15. SUBSEQUENT EVENTS

Investment Activity

During the period from October 1, 2024 to November 7, 2024, the Company advanced approximately $5.5 million to existing borrowers under fully discretionary delayed draw facilities, and the Company advanced the $6.0 million unfunded commitment on Loan #32. Additionally, in October 2024, the Company originated a $27.0 million term loan to an operator in Illinois, of which $25.0 million was funded at closing. The loan bears interest at a floating rate, based on the prime rate, and a spread of 6.25% subject to a 7.50% prime rate floor. The loan is interest only for the first 15 months and thereafter amortizes at a rate of 10.0% per annum.

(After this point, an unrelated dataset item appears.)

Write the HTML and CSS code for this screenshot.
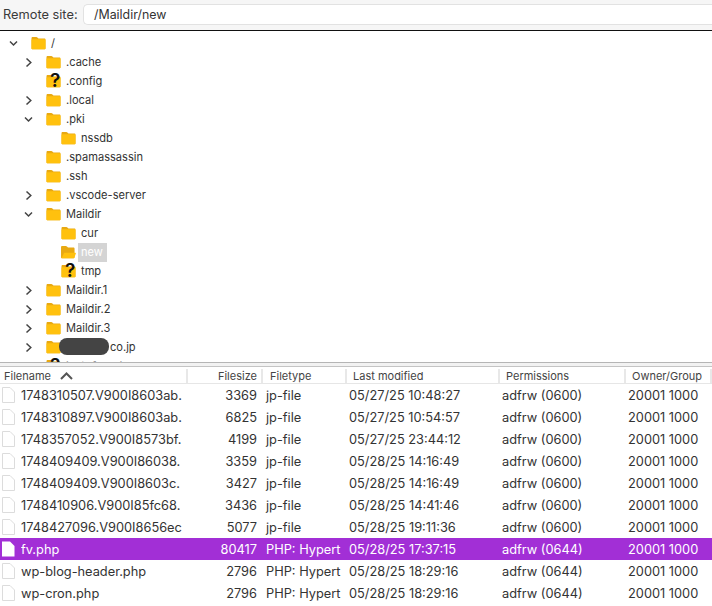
FILE: index.html
```html
<!DOCTYPE html>
<html lang="en">
<head>
<meta charset="UTF-8" />
<meta name="viewport" content="width=device-width, initial-scale=1" />
<title>Remote site</title>
<link rel="stylesheet" href="styles.css">
</head>
<body>

<svg class="defs" width="0" height="0" aria-hidden="true">
  <symbol id="folder" viewBox="0 0 15 15">
    <path d="M0 2.200C0 1.500.5 1 1.200 1h4c.5 0 .8.200 1.100.5L7.500 2.600H13.800c.7 0 1.200.5 1.200 1.200V13c0 .7-.5 1.200-1.200 1.200H1.200C.5 14.200 0 13.700 0 13z" fill="#e8a912"/>
    <path d="M0 4.300C0 3.800.4 3.500.9 3.500H14.100c.5 0 .9.300.9.800V13c0 .7-.5 1.200-1.200 1.200H1.200C.5 14.200 0 13.700 0 13z" fill="#ffc10e"/>
  </symbol>
  <symbol id="folder-open" viewBox="0 0 16 15">
    <path d="M0 2.200C0 1.500.5 1 1.200 1h4c.5 0 .8.200 1.100.5L7.500 2.600H13.300c.7 0 1.200.5 1.200 1.200V13c0 .7-.5 1.200-1.200 1.200H1.200C.5 14.200 0 13.700 0 13z" fill="#e8a912"/>
    <path d="M3.300 8.200H15.300c.5 0 .8.400.6.900L14.300 13.500c-.2.500-.6.700-1.100.7H.6z" fill="#ffc10e"/>
  </symbol>
  <symbol id="doc" viewBox="0 0 14 16">
    <path d="M1.500.5H9L13.500 5V15.500H1.500z" fill="#fff" stroke="#dcdcdc"/>
  </symbol>
  <symbol id="doc-sel" viewBox="0 0 14 16">
    <path d="M1 .5H9L13.500 5V15.500H1z" fill="#fff"/>
  </symbol>
  <symbol id="right" viewBox="0 0 9 11">
    <path d="M2.500 1.500 6.800 5.500 2.500 9.500" fill="none" stroke="#444" stroke-width="1.500"/>
  </symbol>
  <symbol id="down" viewBox="0 0 9 11">
    <path d="M1 3.500 4.500 7 8 3.500" fill="none" stroke="#444" stroke-width="1.500"/>
  </symbol>
</svg>

<div class="sitebar">
  <label class="sitebar-label">Remote site:</label>
  <div class="sitebar-input">/Maildir/new</div>
</div>

<div class="tree">
  <div class="node"><span class="tw"><svg class="arrow"><use href="#down"/></svg></span><svg class="folder"><use href="#folder"/></svg><span class="name">/</span></div>
  <div class="node lv1"><span class="tw"><svg class="arrow"><use href="#right"/></svg></span><svg class="folder"><use href="#folder"/></svg><span class="name">.cache</span></div>
  <div class="node lv1"><span class="tw"></span><span class="unknown"><svg class="folder"><use href="#folder"/></svg><b class="qmark">?</b></span><span class="name">.config</span></div>
  <div class="node lv1"><span class="tw"><svg class="arrow"><use href="#right"/></svg></span><svg class="folder"><use href="#folder"/></svg><span class="name">.local</span></div>
  <div class="node lv1"><span class="tw"><svg class="arrow"><use href="#down"/></svg></span><svg class="folder"><use href="#folder"/></svg><span class="name">.pki</span></div>
  <div class="node lv2"><span class="tw"></span><svg class="folder"><use href="#folder"/></svg><span class="name">nssdb</span></div>
  <div class="node lv1"><span class="tw"></span><svg class="folder"><use href="#folder"/></svg><span class="name">.spamassassin</span></div>
  <div class="node lv1"><span class="tw"></span><svg class="folder"><use href="#folder"/></svg><span class="name">.ssh</span></div>
  <div class="node lv1"><span class="tw"><svg class="arrow"><use href="#right"/></svg></span><svg class="folder"><use href="#folder"/></svg><span class="name">.vscode-server</span></div>
  <div class="node lv1"><span class="tw"><svg class="arrow"><use href="#down"/></svg></span><svg class="folder"><use href="#folder"/></svg><span class="name">Maildir</span></div>
  <div class="node lv2"><span class="tw"></span><svg class="folder"><use href="#folder"/></svg><span class="name">cur</span></div>
  <div class="node lv2"><span class="tw"></span><svg class="folder"><use href="#folder-open"/></svg><span class="name current">new</span></div>
  <div class="node lv2"><span class="tw"></span><span class="unknown"><svg class="folder"><use href="#folder"/></svg><b class="qmark">?</b></span><span class="name">tmp</span></div>
  <div class="node lv1"><span class="tw"><svg class="arrow"><use href="#right"/></svg></span><svg class="folder"><use href="#folder"/></svg><span class="name">Maildir.1</span></div>
  <div class="node lv1"><span class="tw"><svg class="arrow"><use href="#right"/></svg></span><svg class="folder"><use href="#folder"/></svg><span class="name">Maildir.2</span></div>
  <div class="node lv1"><span class="tw"><svg class="arrow"><use href="#right"/></svg></span><svg class="folder"><use href="#folder"/></svg><span class="name">Maildir.3</span></div>
  <div class="node lv1"><span class="tw"><svg class="arrow"><use href="#right"/></svg></span><svg class="folder"><use href="#folder"/></svg><span class="name redacted-name">co.jp</span><span class="blob"></span></div>
  <div class="node lv1"><span class="tw"></span><span class="unknown"><svg class="folder"><use href="#folder"/></svg><b class="qmark">?</b></span><span class="name faded">lost+found</span></div>
</div>

<div class="splitter"></div>

<div class="list-head">
  <div class="col-name">Filename <svg class="sort" viewBox="0 0 13 8"><path d="M1 7 6.500 1.500 12 7" fill="none" stroke="#555" stroke-width="2"/></svg></div>
  <div class="col-size">Filesize</div>
  <div class="col-type">Filetype</div>
  <div class="col-date">Last modified</div>
  <div class="col-perm">Permissions</div>
  <div class="col-own">Owner/Group</div>
</div>

<div class="list">
  <div class="row"><svg class="doc"><use href="#doc"/></svg><span>1748310507.V900I8603ab.</span><span class="size">3369</span><span class="type">jp-file</span><span>05/27/25 10:48:27</span><span>adfrw (0600)</span><span>20001 1000</span></div>
  <div class="row"><svg class="doc"><use href="#doc"/></svg><span>1748310897.V900I8603ab.</span><span class="size">6825</span><span class="type">jp-file</span><span>05/27/25 10:54:57</span><span>adfrw (0600)</span><span>20001 1000</span></div>
  <div class="row"><svg class="doc"><use href="#doc"/></svg><span>1748357052.V900I8573bf.</span><span class="size">4199</span><span class="type">jp-file</span><span>05/27/25 23:44:12</span><span>adfrw (0600)</span><span>20001 1000</span></div>
  <div class="row"><svg class="doc"><use href="#doc"/></svg><span>1748409409.V900I86038.</span><span class="size">3359</span><span class="type">jp-file</span><span>05/28/25 14:16:49</span><span>adfrw (0600)</span><span>20001 1000</span></div>
  <div class="row"><svg class="doc"><use href="#doc"/></svg><span>1748409409.V900I8603c.</span><span class="size">3427</span><span class="type">jp-file</span><span>05/28/25 14:16:49</span><span>adfrw (0600)</span><span>20001 1000</span></div>
  <div class="row"><svg class="doc"><use href="#doc"/></svg><span>1748410906.V900I85fc68.</span><span class="size">3436</span><span class="type">jp-file</span><span>05/28/25 14:41:46</span><span>adfrw (0600)</span><span>20001 1000</span></div>
  <div class="row"><svg class="doc"><use href="#doc"/></svg><span>1748427096.V900I8656ec</span><span class="size">5077</span><span class="type">jp-file</span><span>05/28/25 19:11:36</span><span>adfrw (0600)</span><span>20001 1000</span></div>
  <div class="row selected"><svg class="doc"><use href="#doc-sel"/></svg><span>fv.php</span><span class="size">80417</span><span class="type">PHP: Hypert</span><span>05/28/25 17:37:15</span><span>adfrw (0644)</span><span>20001 1000</span></div>
  <div class="row"><svg class="doc"><use href="#doc"/></svg><span>wp-blog-header.php</span><span class="size">2796</span><span class="type">PHP: Hypert</span><span>05/28/25 18:29:16</span><span>adfrw (0644)</span><span>20001 1000</span></div>
  <div class="row"><svg class="doc"><use href="#doc"/></svg><span>wp-cron.php</span><span class="size">2796</span><span class="type">PHP: Hypert</span><span>05/28/25 18:29:16</span><span>adfrw (0644)</span><span>20001 1000</span></div>
</div>

</body>
</html>
```

FILE: styles.css
```css
html, body {
  margin: 0;
  padding: 0;
  height: 100%;
  overflow: hidden;
}
body {
  background: #fff;
  color: #333;
  font-family: "Inter", "Liberation Sans", sans-serif;
  font-size: 12.8px;
}
.defs {
  display: block;
  height: 0;
}

.sitebar {
  height: 31px;
  box-sizing: border-box;
  display: flex;
  align-items: center;
  padding: 0 0 1px 3px;
  background: #f6f6f6;
  border-bottom: 1px solid #111;
}
.sitebar-label {
  flex: none;
  width: 80px;
  font-size: 12.8px;
  white-space: nowrap;
  color: #3a3a3a;
}
.sitebar-input {
  flex: 1;
  height: 21px;
  line-height: 19px;
  box-sizing: border-box;
  padding-left: 10px;
  background: #fff;
  border: 1px solid #e2e2e2;
  border-right: none;
  border-radius: 5px 0 0 5px;
  font-size: 12.4px;
  color: #333;
}

.tree {
  height: 331px;
  padding-top: 3px;
  box-sizing: border-box;
  overflow: hidden;
  font-size: 11.1px;
}
.node {
  height: 19px;
  display: flex;
  align-items: center;
  padding-left: 8px;
}
.node.lv1 { padding-left: 23px; }
.node.lv2 { padding-left: 38px; }
.tw {
  width: 23px;
  height: 11px;
  flex: none;
}
.arrow {
  display: block;
  width: 9px;
  height: 11px;
  margin-left: 1px;
}
.folder {
  display: block;
  width: 15px;
  height: 14px;
  margin-bottom: 2px;
  flex: none;
}
.name {
  margin-left: 4px;
  padding: 0 3px 0 1px;
  line-height: 19px;
}
.current {
  margin-left: 2px;
  padding: 0 4px 0 3px;
  background: #d4d4d4;
  color: #fff;
}
.unknown {
  position: relative;
  width: 15px;
  height: 16px;
  flex: none;
}
.qmark {
  position: absolute;
  left: 4px;
  top: -3px;
  font-size: 19px;
  line-height: 20px;
  font-weight: 600;
  color: #111;
}
.blob {
  position: absolute;
  left: 59px;
  top: 338px;
  width: 50px;
  height: 17px;
  background: #444;
  border-radius: 8px;
}
.redacted-name {
  margin-left: 49px;
  padding: 0;
}
.faded {
  color: #999;
}

.splitter {
  height: 3px;
  background: #f2f2f2;
  border-top: 1px solid #b5b5b5;
  border-bottom: 1px solid #c4c4c4;
}

.list-head {
  height: 16px;
  display: grid;
  grid-template-columns: 188px 75px 84px 153px 126px 86px;
  background: #fff;
  border-bottom: 1px solid #e6e6e6;
  font-size: 11px;
  color: #444;
}
.list-head > div {
  padding-left: 6px;
  border-right: 2px solid #e8e8e8;
  height: 14px;
  line-height: 14px;
  margin-top: 2px;
  white-space: nowrap;
  overflow: hidden;
}
.list-head > .col-name { padding-left: 4px; }
.list-head > .col-size {
  padding-left: 0;
  padding-right: 4px;
  text-align: right;
}
.list-head > .col-type { padding-left: 7px; }
.sort {
  width: 13px;
  height: 8px;
  margin-left: 6px;
}

.row {
  height: 22px;
  display: grid;
  grid-template-columns: 21px 165px 71px 92px 153px 126px 84px;
  align-items: start;
  white-space: nowrap;
}
.row > span {
  height: 22px;
  line-height: 24px;
  overflow: hidden;
}
.size {
  text-align: right;
}
.type {
  padding-left: 9px;
}
.doc {
  display: block;
  width: 14px;
  height: 16px;
  margin: 3px 0 0 1px;
}
.row.selected {
  background: #a22fd6;
  color: #fff;
}
```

On October 1, 2024, the Company sold $6.0 million of the principal balance of Loan #11, which was classified as held for sale as of September 30, 2024, to an affiliate under common control with the Manager. The total selling price of approximately $6.0 million was approved by the audit committee of the Board. The fair value equaled the carrying value of the loan of $6.0 million plus accrued unpaid interest through the sale date. On October 4, 2024, the outstanding principal balance of Loan #11 was repaid in full along with all applicable accrued interest and fees payable at maturity.

On October 30, 2024, the Company entered into an Omnibus Assignment and Assumption Agreement with an affiliate under common control whereby the Company sold $6.0 million of the principal balance of Loan #1, in exchange for aggregate consideration of $6.0 million comprised of approximately $4.5 million and $1.5 million of principal of existing Loans #7 and #20, respectively. The fair value approximated the carrying value of the loan plus accrued unpaid interest through the sale date.

Unsecured Notes due 2028

On October 18, 2024, the Company entered into a Loan Agreement by and among the Company and the various financial institutions party thereto, for an aggregate commitment of $50.0 million in unsecured notes (the "Unsecured Notes"). The Unsecured Notes have a contractual four year term maturing on October 18, 2028 and bear an interest rate of 9.00% per annum. The $50.0 million aggregate commitment was advanced on the closing date and proceeds were used to temporarily repay outstanding obligations on the Revolving Loan and for other working capital purposes. The Company incurred debt issuance costs of approximately $0.9 million related to Unsecured Notes, which were capitalized and are subsequently amortized through maturity.

Revolving Loan

During the period from October 1, 2024 to November 6, 2024, the Company had net borrowings and repayments on the Revolving Loan of $(38.5) million. As of November 7, 2024, remaining availability on the Revolving Loan is $94.5 million.

Payment of Dividend

On October 15, 2024, the Company paid its regular quarterly dividend of $0.47 per common share relating to the third quarter of 2024 to stockholders of record as of the close of business on September 30, 2024. The total amount of the cash dividend payment was approximately $9.3 million.